• _SET EXERCISE_:
Locate every line that holds the string "with" and copy it.

• _MATERIAL_:

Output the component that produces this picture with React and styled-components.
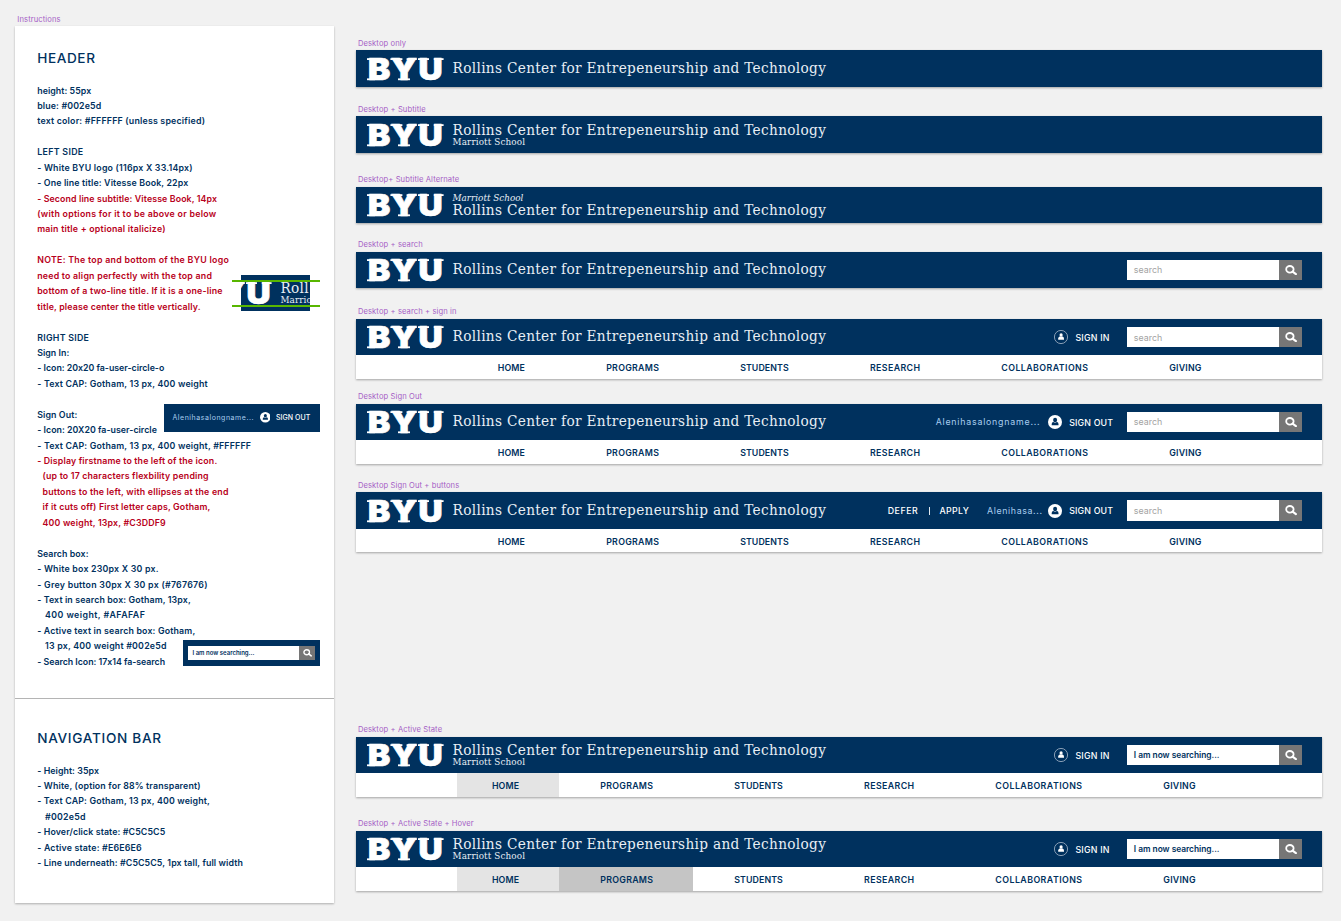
import React from 'react';
import styled, { createGlobalStyle, css } from 'styled-components';

const navy = '#00315e';
const red = '#b80020';

const GlobalStyle = createGlobalStyle`
  * { box-sizing: border-box; }
  body {
    margin: 0;
    background: #f1f1f1;
    font-family: Inter, "Liberation Sans", sans-serif;
    overflow: hidden;
  }
`;

const Page = styled.main`
  display: flex;
  gap: 21.6px;
  width: 1341px;
  height: 921px;
  padding-left: 15px;
`;

const Tracked = styled.span`
  letter-spacing: ${(p) => p.$ls || 0}px;
  margin-right: ${(p) => -(p.$ls || 0)}px;
  white-space: pre;
`;

const BoardLabel = styled.div`
  height: 12px;
  line-height: 13.4px;
  font-size: 7.6px;
  letter-spacing: 0.1px;
  color: #a65fc6;
  white-space: pre;
  padding-left: 2.3px;
`;

/* Instructions column */

const Instructions = styled.section`
  width: 319px;
  flex: none;
  padding-top: 13px;
`;

const Sheet = styled.div`
  position: relative;
  height: 877px;
  margin-top: 1px;
  background: #fff;
  box-shadow: 0 1px 2px rgba(0, 0, 0, 0.28);
`;

const SheetPart = styled.div`
  height: ${(p) => p.$height}px;
  padding: ${(p) => p.$top}px 0 0 22.2px;
  border-bottom: ${(p) => (p.$divided ? '1px solid #b4b4b4' : '0')};
`;

const Heading = styled.h2`
  margin: 0 0 ${(p) => p.$gap}px;
  font-size: 13.6px;
  line-height: 16px;
  font-weight: 550;
  color: ${navy};
`;

const Line = styled.p`
  margin: 0;
  height: 15.44px;
  line-height: 15.44px;
  font-size: 8.8px;
  font-weight: 600;
  white-space: pre;
  color: ${(p) => (p.$red ? red : navy)};
  padding-left: ${(p) => p.$indent || 0}px;
  letter-spacing: ${(p) => p.$ls}px;
`;

const Sample = styled.div`
  position: absolute;
  left: ${(p) => p.$x}px;
  top: ${(p) => p.$y}px;
  width: ${(p) => p.$w}px;
  height: ${(p) => p.$h}px;
  display: flex;
  align-items: center;
  background: ${(p) => (p.$clear ? 'transparent' : navy)};
`;

const LogoCrop = styled.div`
  width: 69px;
  height: 36px;
  margin-left: 9px;
  overflow: hidden;
  background: ${navy};
`;

const LogoShift = styled.div`
  display: flex;
  height: 36px;
  margin-left: -57.6px;
`;

const Guide = styled.i`
  position: absolute;
  left: 0;
  right: 0;
  top: ${(p) => p.$y}px;
  height: 2px;
  background: #58b600;
`;

/* Header boards */

const Boards = styled.section`
  width: 966px;
  flex: none;
`;

const Board = styled.article`
  padding-top: ${(p) => p.$gap}px;
`;

const Frame = styled.div`
  margin-top: 1.5px;
  background: #fff;
  box-shadow: 0 1px 2px rgba(0, 0, 0, 0.32);
`;

const HeaderBar = styled.header`
  display: flex;
  align-items: center;
  height: 36.6px;
  background: ${navy};
  padding-right: 20px;
`;

const BrandBox = styled.div`
  display: flex;
  align-items: center;
  gap: 9.2px;
  padding-left: 11.2px;
`;

const Titles = styled.div`
  display: flex;
  flex-direction: ${(p) => (p.$above ? 'column-reverse' : 'column')};
  gap: ${(p) => (p.$above ? 0.7 : 0)}px;
  padding-bottom: ${(p) => (p.$single ? 1.4 : 0)}px;
  color: #e9eff5;
  font-family: "DejaVu Serif Condensed", "DejaVu Serif", serif;
  font-stretch: condensed;
  white-space: nowrap;
`;

const Title = styled.div`
  font-size: 15.2px;
  line-height: 14px;
  letter-spacing: 0.33px;
`;

const Subtitle = styled.div`
  font-size: 9.8px;
  line-height: 9.6px;
  letter-spacing: 0.12px;
  ${(p) => p.$italic && css`
    font-style: italic;
    letter-spacing: 0;
  `}
`;

const Tools = styled.div`
  display: flex;
  align-items: center;
  margin-left: auto;
  font-size: 8.8px;
  font-weight: 500;
  color: #fff;
`;

const Divider = styled.span`
  width: 1px;
  height: 8px;
  margin: 0 9.6px 0 11.2px;
  background: #dfe7ef;
`;

const UserName = styled.span`
  display: flex;
  font-weight: 400;
  color: #a9cdee;
  margin: 0 ${(p) => p.$after}px 0 ${(p) => p.$before || 0}px;
`;

const SignText = styled.span`
  display: flex;
  padding-top: 0.6px;
  margin-left: 7.6px;
`;

const SearchBox = styled.div`
  display: flex;
  width: 174.6px;
  height: 20.6px;
  margin-left: ${(p) => p.$gap}px;
`;

const SearchField = styled.div`
  flex: 1;
  display: flex;
  align-items: center;
  padding: 0 0 0 6.8px;
  background: #fff;
  font-weight: ${(p) => (p.$active ? 600 : 400)};
  font-size: ${(p) => (p.$active ? 8.4 : 8.8)}px;
  color: ${(p) => (p.$active ? navy : '#a3a3a3')};
`;

const SearchButton = styled.div`
  display: flex;
  align-items: center;
  justify-content: center;
  width: 22.2px;
  padding-left: 1px;
  background: #767676;
`;

const SmallSearch = styled(SearchBox)`
  width: 126.5px;
  height: 14.4px;
  margin-left: 5px;
  ${SearchField} {
    padding-left: 4.5px;
    font-size: 6px;
  }
  ${SearchButton} {
    width: 15.8px;
  }
`;

const SmallTools = styled(Tools)`
  margin: 0 9.4px 0 auto;
  font-size: 7px;
  ${SignText} {
    padding-top: 0;
    margin-left: 5.6px;
  }
`;

const NavBar = styled.nav`
  display: flex;
  height: 23.4px;
  padding-left: ${(p) => p.$start}px;
`;

const NavItem = styled.div`
  display: flex;
  align-items: center;
  padding: 1px 39.7px 0 41.6px;
  font-size: 8.8px;
  font-weight: 600;
  color: ${navy};
  background: ${(p) => p.$fill || 'transparent'};
  &:first-child { padding-left: 35.1px; }
`;

const LogoSvg = styled.svg`
  flex: none;
  overflow: visible;
  fill: #fff;
  text {
    font-family: Inter, sans-serif;
    font-weight: 900;
    font-size: 29.8px;
    stroke: #fff;
    stroke-width: 0.7px;
  }
`;

/* Block letters with thin slab feet: [x, y, width] of each slab */
const slabs = [
  [0, 1.2, 8], [0, 21.4, 8],
  [23.4, 1.2, 12], [39.6, 1.2, 10.2], [31, 21.4, 12],
  [51, 1.2, 11], [66.8, 1.2, 9.8],
];

function Logo() {
  return (
    <LogoSvg width="76.6" height="24" viewBox="0 0 76.6 24" aria-label="BYU">
      <text x="0.8 21.5 45.9" y="22.9" transform="scale(1.12 1)">BYU</text>
      {slabs.map(([x, y, w]) => <rect key={`${x}-${y}`} x={x} y={y} width={w} height="1.8" />)}
    </LogoSvg>
  );
}

function UserIcon({ filled, size = 14 }) {
  const figure = filled ? navy : '#fff';
  return (
    <svg width={size} height={size} viewBox="0 0 14 14">
      <circle
        cx="7" cy="7" r={filled ? 7 : 6.6}
        fill={filled ? '#fff' : 'none'} stroke={filled ? 'none' : '#a9b9ca'} strokeWidth="0.8"
      />
      <ellipse cx="7.1" cy="5" rx={filled ? 2 : 1.6} ry={filled ? 2.2 : 1.8} fill={figure} />
      <path
        d={filled
          ? 'M3.7 10.3V8.9Q3.8 7.3 5.3 7.1L7.1 7.8 8.9 7.1Q10.4 7.3 10.5 8.9V10.3Z'
          : 'M4.2 9.7V8.6Q4.3 7.2 5.6 6.6H8.6Q9.9 7.2 10 8.6V9.7Z'}
        fill={figure}
      />
    </svg>
  );
}

function SearchIcon({ width = 12 }) {
  return (
    <svg width={width} height={width * 0.86} viewBox="0 0 12 10.3">
      <ellipse cx="4.9" cy="4.3" rx="3.7" ry="3.3" fill="none" stroke="#fff" strokeWidth="1.8" />
      <path d="M7.6 6.6L10.9 9.1" stroke="#fff" strokeWidth="2.1" strokeLinecap="round" />
    </svg>
  );
}

function Brand({ title = 'Rollins Center for Entrepeneurship and Technology', note = 'Marriott School', subtitle }) {
  return (
    <BrandBox>
      <Logo />
      <Titles $above={subtitle === 'above'} $single={!subtitle}>
        <Title>{title}</Title>
        {subtitle && <Subtitle $italic={subtitle === 'above'}>{note}</Subtitle>}
      </Titles>
    </BrandBox>
  );
}

function Search({ active, gap }) {
  return (
    <SearchBox $gap={gap}>
      <SearchField $active={active}>
        {active
          ? <Tracked $ls={-0.03}>I am now searching...</Tracked>
          : <Tracked $ls={0.06}>search</Tracked>}
      </SearchField>
      <SearchButton><SearchIcon /></SearchButton>
    </SearchBox>
  );
}

function SignIn() {
  return (
    <>
      <UserIcon />
      <SignText><Tracked $ls={0.22}>SIGN IN</Tracked></SignText>
    </>
  );
}

function SignOut() {
  return (
    <>
      <UserIcon filled />
      <SignText><Tracked $ls={0.16}>SIGN OUT</Tracked></SignText>
    </>
  );
}

const navItems = [
  ['HOME', 0.11], ['PROGRAMS', 0.28], ['STUDENTS', 0.09],
  ['RESEARCH', 0.387], ['COLLABORATIONS', 0.444], ['GIVING', 0.214],
];

function Nav({ start = 107.1, fills = [] }) {
  return (
    <NavBar $start={start}>
      {navItems.map(([name, ls], i) => (
        <NavItem key={name} $fill={fills[i]}><Tracked $ls={ls}>{name}</Tracked></NavItem>
      ))}
    </NavBar>
  );
}

const boards = [
  { label: 'Desktop only', gap: 36.8 },
  { label: 'Desktop + Subtitle', gap: 15.9, subtitle: 'below' },
  { label: 'Desktop+ Subtitle Alternate', gap: 20.3, subtitle: 'above' },
  { label: 'Desktop + search', gap: 14.9, tools: <Search /> },
  {
    label: 'Desktop + search + sign in', gap: 17.1, nav: <Nav />,
    tools: <><SignIn /><Search gap={17.6} /></>,
  },
  {
    label: 'Desktop Sign Out', gap: 11.3, nav: <Nav />,
    tools: (
      <>
        <UserName $after={8}><Tracked $ls={0.79}>Alenihasalongname...</Tracked></UserName>
        <SignOut /><Search gap={14} />
      </>
    ),
  },
  {
    label: 'Desktop Sign Out + buttons', gap: 15.2, nav: <Nav />,
    tools: (
      <>
        <Tracked $ls={0.54}>DEFER</Tracked>
        <Divider />
        <Tracked $ls={0.33}>APPLY</Tracked>
        <UserName $before={18} $after={5.6}><Tracked $ls={0.64}>Alenihasa...</Tracked></UserName>
        <SignOut /><Search gap={14} />
      </>
    ),
  },
  {
    label: 'Desktop + Active State', gap: 171, subtitle: 'below',
    nav: <Nav start={101.2} fills={['#e4e4e4']} />,
    tools: <><SignIn /><Search active gap={17.6} /></>,
  },
  {
    label: 'Desktop + Active State + Hover', gap: 20.4, subtitle: 'below',
    nav: <Nav start={101.2} fills={['#e4e4e4', '#c5c5c5']} />,
    tools: <><SignIn /><Search active gap={17.6} /></>,
  },
];

const headerLines = [
  ['height: 55px', 0.066], ['blue: #002e5d', 0.136],
  ['text color: #FFFFFF (unless specified)', 0.203],
  [],
  ['LEFT SIDE', 0.334], ['- White BYU logo (116px X 33.14px)', 0.205],
  ['- One line title: Vitesse Book, 22px', 0.144],
  ['- Second line subtitle: Vitesse Book, 14px', 0.112, 1],
  ['(with options for it to be above or below', 0.276, 1],
  ['main title + optional italicize)', 0.218, 1],
  [],
  ['NOTE: The top and bottom of the BYU logo', 0.286, 1],
  ['need to align perfectly with the top and', 0.224, 1],
  ['bottom of a two-line title. If it is a one-line', 0.198, 1],
  ['title, please center the title vertically.', 0.157, 1],
  [],
  ['RIGHT SIDE', 0.28], ['Sign In:', 0.036],
  ['- Icon: 20x20 fa-user-circle-o', -0.007],
  ['- Text CAP: Gotham, 13 px, 400 weight', 0.189],
  [],
  ['Sign Out:', 0.102], ['- Icon: 20X20 fa-user-circle', 0.031],
  ['- Text CAP: Gotham, 13 px, 400 weight, #FFFFFF', 0.191],
  ['- Display firstname to the left of the icon.', 0.159, 1],
  ['(up to 17 characters flexbility pending', 0.172, 1, 5.4],
  ['buttons to the left, with ellipses at the end', 0.2, 1, 5.4],
  ['if it cuts off) First letter caps, Gotham,', 0.178, 1, 5.4],
  ['400 weight, 13px, #C3DDF9', 0.173, 1, 5.4],
  [],
  ['Search box:', 0.074], ['- White box 230px X 30 px.', 0.213],
  ['- Grey button 30px X 30 px (#767676)', 0.27],
  ['- Text in search box: Gotham, 13px,', 0.121],
  ['400 weight, #AFAFAF', 0.432, 0, 7.8],
  ['- Active text in search box: Gotham,', 0.17],
  ['13 px, 400 weight #002e5d', 0.217, 0, 7.8],
  ['- Search Icon: 17x14 fa-search', -0.028],
];

const navLines = [
  ['- Height: 35px', 0.067], ['- White, (option for 88% transparent)', 0.155],
  ['- Text CAP: Gotham, 13 px, 400 weight,', 0.167], ['#002e5d', 0.255, 0, 7.8],
  ['- Hover/click state: #C5C5C5', 0.116], ['- Active state: #E6E6E6', 0.19],
  ['- Line underneath: #C5C5C5, 1px tall, full width', 0.113],
];

function Lines({ items }) {
  return items.map(([text, ls, isRed, indent], i) => (
    <Line key={i} $ls={ls || 0} $red={!!isRed} $indent={indent}>{text}</Line>
  ));
}

export default function App() {
  return (
    <Page>
      <GlobalStyle />
      <Instructions>
        <BoardLabel>Instructions</BoardLabel>
        <Sheet>
          <SheetPart $height={673} $top={24} $divided>
            <Heading $gap={16.5}><Tracked $ls={0.6}>HEADER</Tracked></Heading>
            <Lines items={headerLines} />
          </SheetPart>
          <SheetPart $height={204} $top={31}>
            <Heading $gap={16.6}><Tracked $ls={0.7}>NAVIGATION BAR</Tracked></Heading>
            <Lines items={navLines} />
          </SheetPart>
          <Sample $x={217} $y={249} $w={87.5} $h={36} $clear>
            <LogoCrop>
              <LogoShift><Brand title="Roll" note="Marrio" subtitle="below" /></LogoShift>
            </LogoCrop>
            <Guide $y={5} />
            <Guide $y={30} />
          </Sample>
          <Sample $x={149} $y={377.5} $w={155.6} $h={28.5}>
            <SmallTools>
              <UserName $after={6.2}><Tracked $ls={0.54}>Alenihasalongname...</Tracked></UserName>
              <UserIcon filled size={10.6} />
              <SignText><Tracked $ls={0.05}>SIGN OUT</Tracked></SignText>
            </SmallTools>
          </Sample>
          <Sample $x={168} $y={613.5} $w={136.6} $h={26.5}>
            <SmallSearch>
              <SearchField $active><Tracked>I am now searching...</Tracked></SearchField>
              <SearchButton><SearchIcon width={9} /></SearchButton>
            </SmallSearch>
          </Sample>
        </Sheet>
      </Instructions>
      <Boards>
        {boards.map((b) => (
          <Board key={b.label} $gap={b.gap}>
            <BoardLabel>{b.label}</BoardLabel>
            <Frame>
              <HeaderBar>
                <Brand subtitle={b.subtitle} />
                {b.tools && <Tools>{b.tools}</Tools>}
              </HeaderBar>
              {b.nav}
            </Frame>
          </Board>
        ))}
      </Boards>
    </Page>
  );
}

• _EXERCISE OUTPUT_:
Output the component that produces this picture with React and styled-components.
/* Block letters with thin slab feet: [x, y, width] of each slab */
  ['(with options for it to be above or below', 0.276, 1],
  ['need to align perfectly with the top and', 0.224, 1],
  ['buttons to the left, with ellipses at the end', 0.2, 1, 5.4],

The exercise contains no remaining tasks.